» SET PROBLEM: Look at the data below and print exactly the lines from its first line through the line with "min-h-screen flex-col bg-[#f8f9fb]"; the pictures stay out of the copy.

» GIVEN MATERIAL:
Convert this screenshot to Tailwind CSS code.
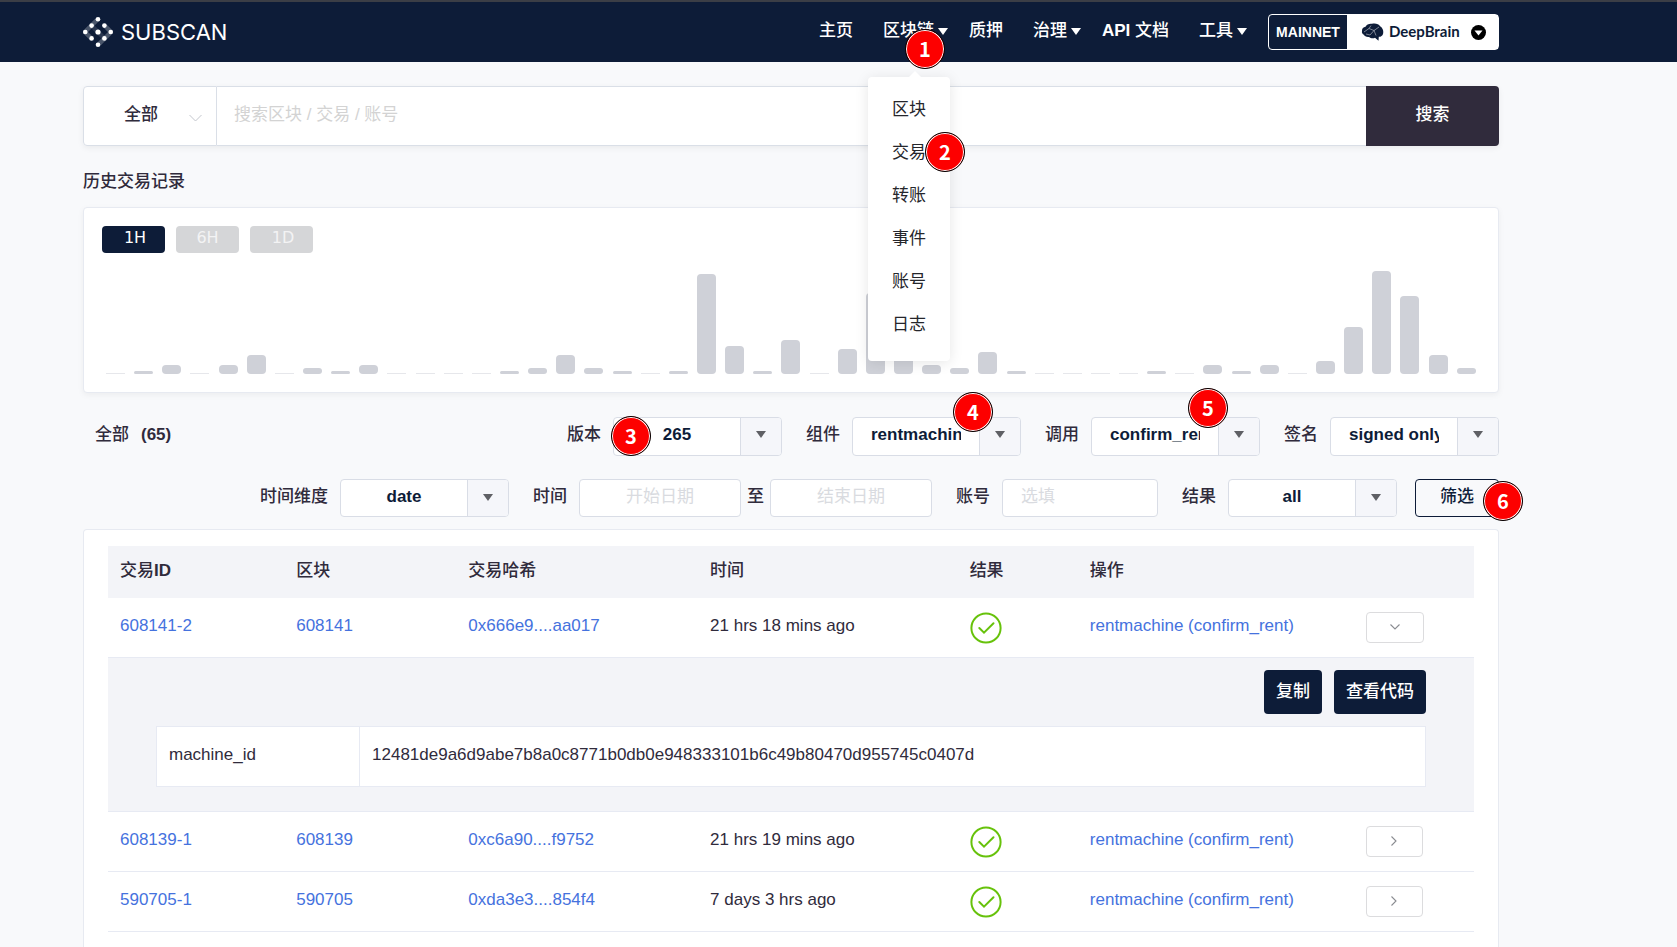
<!DOCTYPE html>
<html lang="zh-CN">
<head>
<meta charset="utf-8">
<title>Subscan</title>
<script src="https://cdn.jsdelivr.net/npm/@tailwindcss/browser@4"></script>
</head>
<body class="flex min-h-screen flex-col bg-[#f8f9fb] text-[17px] leading-6 text-[#302b3c] [font-family:'Liberation_Sans','Noto_Sans_CJK_SC',sans-serif]">

<svg class="hidden">
  <symbol id="caret" viewBox="0 0 10 7"><path d="M0 0H10L5 7Z" fill="currentColor"/></symbol>
  <symbol id="ok" viewBox="0 0 32 32"><circle cx="16" cy="16" r="14.6" fill="none" stroke="#67c20b" stroke-width="2"/><path d="M9.3 16L14 20.6L23.5 11.3" fill="none" stroke="#67c20b" stroke-width="2" stroke-linecap="round"/></symbol>
  <symbol id="right" viewBox="0 0 8 12"><path d="M1.5 1.5L6 6L1.5 10.5" fill="none" stroke="#8a8c91" stroke-width="1.1"/></symbol>
  <symbol id="down" viewBox="0 0 12 8"><path d="M1.5 1.5L6 6L10.5 1.5" fill="none" stroke="#8a8c91" stroke-width="1.1"/></symbol>
</svg>

<header class="flex h-[62px] items-center justify-between border-t-2 border-[#3b3e46] bg-[#0d1c38] pr-[178px] pl-[83px] text-white">
  <a href="#" class="flex items-center gap-2">
    <svg class="h-[30px] w-[30px]" viewBox="0 0 30 30">
      <g stroke="#ffffff" stroke-opacity=".25" stroke-width="4.5" fill="none">
        <path d="M15 2L2 15L8.500 21.500"/><path d="M8.500 8.500L21.500 21.500" stroke-opacity=".12"/><path d="M15 28L28 15L21.500 8.500"/>
      </g>
      <g fill="#fff"><circle cx="15" cy="2.300" r="2.300"/><circle cx="8.600" cy="8.600" r="2.300"/><circle cx="21.400" cy="8.600" r="2.300"/><circle cx="2.300" cy="15" r="2.300"/><circle cx="15" cy="15" r="2.600"/><circle cx="27.700" cy="15" r="2.300"/><circle cx="8.600" cy="21.400" r="2.300"/><circle cx="21.400" cy="21.400" r="2.300"/><circle cx="15" cy="27.700" r="2.300"/></g>
    </svg>
    <span class="text-[22px] [font-family:Inter,sans-serif]">SUBSCAN</span>
  </a>
  <div class="flex items-center gap-[21px]">
    <nav class="flex items-center gap-[21px] pb-0.5 font-medium">
      <a href="#" class="pr-[9px]">主页</a>
      <div class="relative">
        <a href="#" class="flex items-center gap-1">区块链<svg class="h-[7px] w-[10px]"><use href="#caret"/></svg></a>
        <ul class="absolute top-[58px] left-[-15px] z-10 w-[82px] rounded bg-white pt-[11px] pb-[15px] font-normal text-[#25262b] shadow-[0_2px_14px_rgba(0,0,0,0.1)]">
          <li class="absolute top-[-6px] left-[41px] border-x-6 border-b-6 border-x-transparent border-b-white"></li>
          <li><a href="#" class="block pl-6 leading-[43px]">区块</a></li>
          <li class="relative"><a href="#" class="block pl-6 leading-[43px]">交易</a>
            <span class="absolute top-[1px] left-[57px] flex h-10 w-10 items-center justify-center rounded-full border border-black bg-[#fd0000] text-xl font-bold text-white inset-ring inset-ring-white [font-family:'Noto_Sans_CJK_SC',sans-serif]">2</span></li>
          <li><a href="#" class="block pl-6 leading-[43px]">转账</a></li>
          <li><a href="#" class="block pl-6 leading-[43px]">事件</a></li>
          <li><a href="#" class="block pl-6 leading-[43px]">账号</a></li>
          <li><a href="#" class="block pl-6 leading-[43px]">日志</a></li>
        </ul>
        <span class="absolute top-[10px] left-[22px] z-20 flex h-10 w-10 items-center justify-center rounded-full border border-black bg-[#fd0000] text-xl font-bold text-white inset-ring inset-ring-white [font-family:'Noto_Sans_CJK_SC',sans-serif]">1</span>
      </div>
      <a href="#" class="pr-[9px]">质押</a>
      <a href="#" class="flex items-center gap-1">治理<svg class="h-[7px] w-[10px]"><use href="#caret"/></svg></a>
      <a href="#" class="pr-[9px]"><b>API</b> 文档</a>
      <a href="#" class="flex items-center gap-1">工具<svg class="h-[7px] w-[10px]"><use href="#caret"/></svg></a>
    </nav>
    <button class="flex h-9 items-center rounded-sm border border-white text-sm font-bold">
      <span class="w-[78px] text-center">MAINNET</span>
      <span class="flex h-full w-[151px] items-center bg-white pl-[14px] text-[#0d1c38]">
        <svg class="h-[18px] w-[23px]" viewBox="0 0 23 18">
          <path d="M1 8C0.800 5.500 2.500 4 4.500 3.800C5.500 1.500 8.500 0.300 11 0.800C14 0 18 0.800 19 3.200C21.500 4.500 23 8 22 11C21.500 13 19.500 14 17.800 13.800L17.500 17.800L14 14.800C12 15.800 9.500 15.300 8 14C5.500 14.300 3.500 13.300 3 11.800C1.500 11.300 0.500 9.500 1 8Z" fill="#0d1c38"/>
          <path d="M3 9L8 5.500L13 7.500L18 4M8 5.500L10 2.500M13 7.500L15 12.500M13 7.500L9 12M5 11L9 12" fill="none" stroke="#fff" stroke-opacity=".75" stroke-width=".6"/>
        </svg>
        <span class="ml-[5px] w-[70px] text-[15px] [font-family:Lato,sans-serif]">DeepBrain</span>
        <svg class="ml-3 h-[15px] w-[15px]" viewBox="0 0 15 15"><circle cx="7.500" cy="7.500" r="7.500" fill="#000"/><path d="M3.500 5.500H11.500L7.500 10.500Z" fill="#fff"/></svg>
      </span>
    </button>
  </div>
</header>

<main class="flex flex-1 flex-col pr-[178px] pl-[83px]">
  <form class="mt-6 flex h-[60px] rounded shadow-[0_2px_6px_rgba(0,0,0,0.06)]">
    <div class="relative w-[134px] rounded-l border border-[#dadfe7] bg-white">
      <select aria-label="类型" class="h-full w-full appearance-none pr-[18px] pb-0.5 text-center font-medium"><option>全部</option></select>
      <svg class="pointer-events-none absolute top-[27px] right-[14px] h-2 w-[13px]" viewBox="0 0 13 8"><path d="M.5 1L6.500 7L12.500 1" fill="none" stroke="#c3c6cd"/></svg>
    </div>
    <input aria-label="搜索" placeholder="搜索区块 / 交易 / 账号" class="min-w-0 flex-1 border-y border-[#dadfe7] bg-white px-[17px] pb-0.5 placeholder:text-[#d3d3d3]">
    <button class="w-[133px] rounded-r bg-[#302b3c] pb-0.5 font-medium text-white">搜索</button>
  </form>

  <h1 class="mt-6 font-medium">历史交易记录</h1>
  <section class="mt-[13px] rounded border border-[#e7eaf1] bg-white px-[18px] pt-[18px] pb-[18px] shadow-[0_2px_6px_rgba(0,0,0,0.05)]">
    <div class="flex gap-[11px] text-base text-white [font-family:'DejaVu_Sans',sans-serif]">
      <button class="h-[27px] w-[63px] rounded-sm bg-[#0d1c38] pb-[3px] pl-[3px]">1H</button>
      <button class="h-[27px] w-[63px] rounded-sm bg-[#d5d6d8] pb-[3px] text-[#f3f3f4]">6H</button>
      <button class="h-[27px] w-[63px] rounded-sm bg-[#d5d6d8] pb-[3px] pl-[3px] text-[#f3f3f4]">1D</button>
    </div>
    <div id="bars" class="mt-4 flex h-[105px] items-end justify-between px-1"></div>
  </section>

  <form class="font-medium">
    <div class="mt-6 flex items-center gap-6">
      <div class="flex-1 pb-1 pl-3">全部<b class="ml-3">(65)</b></div>
      <div class="relative flex items-center gap-3"><label for="ver" class="pb-[3px]">版本</label>
        <div class="flex h-[39px] overflow-hidden rounded border border-[#d9dde6] bg-white text-[#0d1c38]"><select id="ver" class="w-[126px] appearance-none px-[18px] pb-[3px] text-center font-bold"><option>265</option></select><span class="flex w-[41px] items-center justify-center border-l border-[#d9dde6] bg-[#f5f6fa] pb-1 text-[#5f6065]"><svg class="h-[7px] w-[10px]"><use href="#caret"/></svg></span></div>
        <span class="absolute top-[-1px] left-[44px] flex h-10 w-10 items-center justify-center rounded-full border border-black bg-[#fd0000] text-xl font-bold text-white inset-ring inset-ring-white [font-family:'Noto_Sans_CJK_SC',sans-serif]">3</span>
      </div>
      <div class="relative flex items-center gap-3"><label for="mod" class="pb-[3px]">组件</label>
        <div class="flex h-[39px] overflow-hidden rounded border border-[#d9dde6] bg-white text-[#0d1c38]"><select id="mod" class="w-[126px] appearance-none px-[18px] pb-[3px] text-center font-bold"><option>rentmachine</option></select><span class="flex w-[41px] items-center justify-center border-l border-[#d9dde6] bg-[#f5f6fa] pb-1 text-[#5f6065]"><svg class="h-[7px] w-[10px]"><use href="#caret"/></svg></span></div>
        <span class="absolute top-[-25px] left-[147px] flex h-10 w-10 items-center justify-center rounded-full border border-black bg-[#fd0000] text-xl font-bold text-white inset-ring inset-ring-white [font-family:'Noto_Sans_CJK_SC',sans-serif]">4</span>
      </div>
      <div class="relative flex items-center gap-3"><label for="call" class="pb-[3px]">调用</label>
        <div class="flex h-[39px] overflow-hidden rounded border border-[#d9dde6] bg-white text-[#0d1c38]"><select id="call" class="w-[126px] appearance-none px-[18px] pb-[3px] text-center font-bold"><option>confirm_rent</option></select><span class="flex w-[41px] items-center justify-center border-l border-[#d9dde6] bg-[#f5f6fa] pb-1 text-[#5f6065]"><svg class="h-[7px] w-[10px]"><use href="#caret"/></svg></span></div>
        <span class="absolute top-[-29px] left-[143px] flex h-10 w-10 items-center justify-center rounded-full border border-black bg-[#fd0000] text-xl font-bold text-white inset-ring inset-ring-white [font-family:'Noto_Sans_CJK_SC',sans-serif]">5</span>
      </div>
      <div class="flex items-center gap-3"><label for="sig" class="pb-[3px]">签名</label>
        <div class="flex h-[39px] overflow-hidden rounded border border-[#d9dde6] bg-white text-[#0d1c38]"><select id="sig" class="w-[126px] appearance-none px-[18px] pb-[3px] text-center font-bold"><option>signed only</option></select><span class="flex w-[41px] items-center justify-center border-l border-[#d9dde6] bg-[#f5f6fa] pb-1 text-[#5f6065]"><svg class="h-[7px] w-[10px]"><use href="#caret"/></svg></span></div>
      </div>
    </div>

    <div class="mt-[23px] flex items-center justify-end gap-6">
      <div class="flex items-center gap-3"><label for="dim" class="pb-0.5">时间维度</label>
        <div class="flex h-[38px] overflow-hidden rounded border border-[#d9dde6] bg-white text-[#0d1c38]"><select id="dim" class="w-[126px] appearance-none px-[18px] pb-0.5 text-center font-bold"><option>date</option></select><span class="flex w-[41px] items-center justify-center border-l border-[#d9dde6] bg-[#f5f6fa] pb-0.5 text-[#5f6065]"><svg class="h-[7px] w-[10px]"><use href="#caret"/></svg></span></div>
      </div>
      <div class="flex items-center"><label for="from" class="mr-3 pb-0.5">时间</label>
        <input id="from" placeholder="开始日期" class="h-[38px] w-[162px] rounded border border-[#d9dde6] bg-white pb-0.5 text-center font-normal placeholder:text-[#d9dbe0]">
        <label for="to" class="px-[6px] pb-0.5">至</label>
        <input id="to" placeholder="结束日期" class="h-[38px] w-[162px] rounded border border-[#d9dde6] bg-white pb-0.5 text-center font-normal placeholder:text-[#d9dbe0]">
      </div>
      <div class="flex items-center gap-3"><label for="acc" class="pb-0.5">账号</label>
        <input id="acc" placeholder="选填" class="h-[38px] w-[156px] rounded border border-[#d9dde6] bg-white px-[18px] pb-0.5 font-normal placeholder:text-[#d9dbe0]">
      </div>
      <div class="flex items-center gap-3"><label for="res" class="pb-0.5">结果</label>
        <div class="flex h-[38px] overflow-hidden rounded border border-[#d9dde6] bg-white text-[#0d1c38]"><select id="res" class="w-[126px] appearance-none px-[18px] pb-0.5 text-center font-bold"><option>all</option></select><span class="flex w-[41px] items-center justify-center border-l border-[#d9dde6] bg-[#f5f6fa] pb-0.5 text-[#5f6065]"><svg class="h-[7px] w-[10px]"><use href="#caret"/></svg></span></div>
      </div>
      <div class="relative -ml-[6px]">
        <button class="block h-[38px] w-[84px] rounded-sm border border-[#0d1c38] pb-[3px] font-medium text-[#0d1c38]">筛选</button>
        <span class="absolute top-[2px] left-[68px] flex h-10 w-10 items-center justify-center rounded-full border border-black bg-[#fd0000] text-xl font-bold text-white inset-ring inset-ring-white [font-family:'Noto_Sans_CJK_SC',sans-serif]">6</span>
      </div>
    </div>
  </form>

  <section class="mt-3 flex-1 rounded-t border border-b-0 border-[#e7eaf1] bg-white px-6 pt-4">
    <table class="w-full table-fixed text-left">
      <colgroup><col class="w-[12.9%]"><col class="w-[12.6%]"><col class="w-[17.7%]"><col class="w-[19%]"><col class="w-[8.8%]"><col class="w-[20.2%]"><col></colgroup>
      <thead class="h-[52px] bg-[#f3f4f8]">
        <tr>
          <th class="px-3 pb-0.5 font-medium">交易<b>ID</b></th><th class="px-3 pb-0.5 font-medium">区块</th><th class="px-3 pb-0.5 font-medium">交易哈希</th><th class="px-3 pb-0.5 font-medium">时间</th><th class="px-3 pb-0.5 font-medium">结果</th><th class="px-3 pb-0.5 font-medium">操作</th><th></th>
        </tr>
      </thead>
      <tbody>
        <tr class="h-[59px] border-b border-[#e7eaf3]">
          <td class="px-3 pb-0.5"><a href="#" class="text-[#4572de]">608141-2</a></td><td class="px-3 pb-0.5"><a href="#" class="text-[#4572de]">608141</a></td><td class="px-3 pb-0.5"><a href="#" class="text-[#4572de]">0x666e9....aa017</a></td><td class="px-3 pb-0.5">21 hrs 18 mins ago</td>
          <td class="px-3 pt-0.5"><svg class="h-8 w-8" role="img" aria-label="成功"><use href="#ok"/></svg></td>
          <td class="px-3 pb-0.5"><a href="#" class="text-[#4572de]">rentmachine (confirm_rent)</a></td>
          <td class="px-3"><button aria-label="收起" class="flex h-[31px] w-[58px] items-center justify-center rounded border border-[#dcdcde]"><svg class="h-2 w-3"><use href="#down"/></svg></button></td>
        </tr>
        <tr class="border-b border-[#e7eaf3] bg-[#f3f4f8]">
          <td colspan="7" class="px-12 pt-3 pb-6">
            <div class="mb-3 flex justify-end gap-3 font-medium text-white">
              <button class="h-11 rounded bg-[#0d1c38] px-3">复制</button>
              <button class="h-11 rounded bg-[#0d1c38] px-3">查看代码</button>
            </div>
            <table class="w-full table-fixed bg-white">
              <tr class="h-[60px]"><th class="w-[16%] border border-[#e7eaf3] px-3 pb-0.5 font-normal">machine_id</th><td class="border border-[#e7eaf3] px-3 pb-0.5">12481de9a6d9abe7b8a0c8771b0db0e948333101b6c49b80470d955745c0407d</td></tr>
            </table>
          </td>
        </tr>
        <tr class="h-[60px] border-b border-[#e7eaf3]">
          <td class="px-3 pb-0.5"><a href="#" class="text-[#4572de]">608139-1</a></td><td class="px-3 pb-0.5"><a href="#" class="text-[#4572de]">608139</a></td><td class="px-3 pb-0.5"><a href="#" class="text-[#4572de]">0xc6a90....f9752</a></td><td class="px-3 pb-0.5">21 hrs 19 mins ago</td>
          <td class="px-3 pt-0.5"><svg class="h-8 w-8" role="img" aria-label="成功"><use href="#ok"/></svg></td>
          <td class="px-3 pb-0.5"><a href="#" class="text-[#4572de]">rentmachine (confirm_rent)</a></td>
          <td class="px-3"><button aria-label="展开" class="flex h-[31px] w-[57px] items-center justify-center rounded border border-[#dcdcde]"><svg class="h-3 w-2"><use href="#right"/></svg></button></td>
        </tr>
        <tr class="h-[60px] border-b border-[#e7eaf3]">
          <td class="px-3 pb-0.5"><a href="#" class="text-[#4572de]">590705-1</a></td><td class="px-3 pb-0.5"><a href="#" class="text-[#4572de]">590705</a></td><td class="px-3 pb-0.5"><a href="#" class="text-[#4572de]">0xda3e3....854f4</a></td><td class="px-3 pb-0.5">7 days 3 hrs ago</td>
          <td class="px-3 pt-0.5"><svg class="h-8 w-8" role="img" aria-label="成功"><use href="#ok"/></svg></td>
          <td class="px-3 pb-0.5"><a href="#" class="text-[#4572de]">rentmachine (confirm_rent)</a></td>
          <td class="px-3"><button aria-label="展开" class="flex h-[31px] w-[57px] items-center justify-center rounded border border-[#dcdcde]"><svg class="h-3 w-2"><use href="#right"/></svg></button></td>
        </tr>
      </tbody>
    </table>
  </section>
</main>

<script>
  const counts = [0,1,3,0,3,6,0,2,1,3,0,0,0,0,1,2,6,2,1,0,1,32,9,1,11,0,8,26,10,3,2,7,1,0,0,0,0,1,0,3,1,3,0,4,15,33,25,6,2];
  const bars = document.getElementById('bars');
  for (const n of counts) {
    const bar = document.createElement('div');
    bar.className = n ? 'w-[19px] rounded bg-[#cfd1d8]' : 'w-[19px] bg-[#e6e7eb]';
    bar.style.height = Math.max(1, Math.round(n * 3.13)) + 'px';
    bars.append(bar);
  }
</script>
</body>
</html>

» RESULT OF THE EXERCISE:
Convert this screenshot to Tailwind CSS code.
<!DOCTYPE html>
<html lang="zh-CN">
<head>
<meta charset="utf-8">
<title>Subscan</title>
<script src="https://cdn.jsdelivr.net/npm/@tailwindcss/browser@4"></script>
</head>
<body class="flex min-h-screen flex-col bg-[#f8f9fb] text-[17px] leading-6 text-[#302b3c] [font-family:'Liberation_Sans','Noto_Sans_CJK_SC',sans-serif]">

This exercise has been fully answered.